みや

ウィッチのみやのネタバレレビュー・内容・結末

ウィッチ(2015年製作の映画)
4.0

このレビューはネタバレを含みます

17世紀ニューイングランド。敬虔なキリスト教徒の家族が村はずれの森へ引っ越したが、末っ子の赤ん坊が行方不明になったことから家族は長女を魔女だと疑い始め、次第に一家全員が疑心暗鬼へ陥っていく。

オカルトホラーと思いきや、家族がどんどんおかしくなっていく狂気系ホラーだった。ガチ魔女もいるにはいるけれど、メインとなるのは家族の疑心暗鬼。その心理描写が凄く上手くて面白かった。
宗教に盲目的な両親という、日本の作品では描かれることの少ない毒親の一つの形が興味深い。集団から放逐され、教育を受けられず、食べ物に困るような生活。宗教は幸せになるものであって苦しむためのものではないんじゃない?と私は思うが、映画や小説で見るキリスト教徒は好き好んで茨の道を選んでいる気がする。
夫婦の言い争いや、この親に育てられてしまった子供達の言葉を見ると、宗教って本当にその人ごとに都合よく解釈できるものだよなあと感じる。私からするとくだらない。でも、彼らにとってはそれが全てで、もうそれだけで既に彼らは狂っているように思えてしまった。

長女のトマシンと長男のケイレブがとにかく不憫。トマシンがいないいないばあで顔を覆っている間に赤ちゃんがいなくなる場面は衝撃だった。これは確実にトラウマになるよ。それでいて家族からは魔女だと疑われるんだから、観ていて可哀想で仕方ない。
トマシンが母親を殺さないといけない場面は、毒親と毒親に支配された娘の構図が二人の表情から伝わってきて、目が離せなかった。こんなにまでされても母を愛するなんて異常だ、と感じてしまうが、ここまでの家族の関係性を見ると納得できてしまうから凄い。

トマシン役の子は綺麗と可愛いを併せ持ち、画面に映っているだけで幸せだったが、ケイレブ役の子は演技が素晴らしかった。特に憑りつかれた後、布団の上での狂った叫びは彼の独壇場で圧巻!
幼い双子は終始イライラさせてくれた。早く消えてほしいと切に願っていたけれど、この二人も疑われる対象になるとは思ってもみなかったから衝撃。狂気の根深さに一番震えた瞬間かも。
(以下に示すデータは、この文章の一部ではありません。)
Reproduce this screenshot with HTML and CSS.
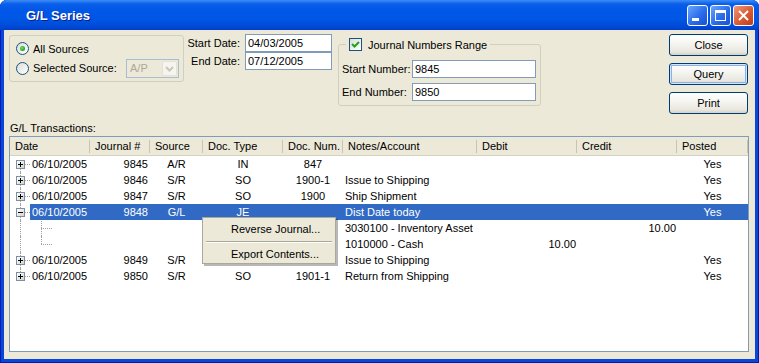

母を自らの手で死に追いやり、家族を全員喪ったトマシンは、本当の魔女になる。魔女たちはトマシンを魔女にするために、家族を疑心暗鬼に陥れたのだろうか。そこまで計算しているのだとしたらめちゃめちゃ賢くて尊敬する。
魔女になったトマシンには自由を謳歌し、幸せになってほしい。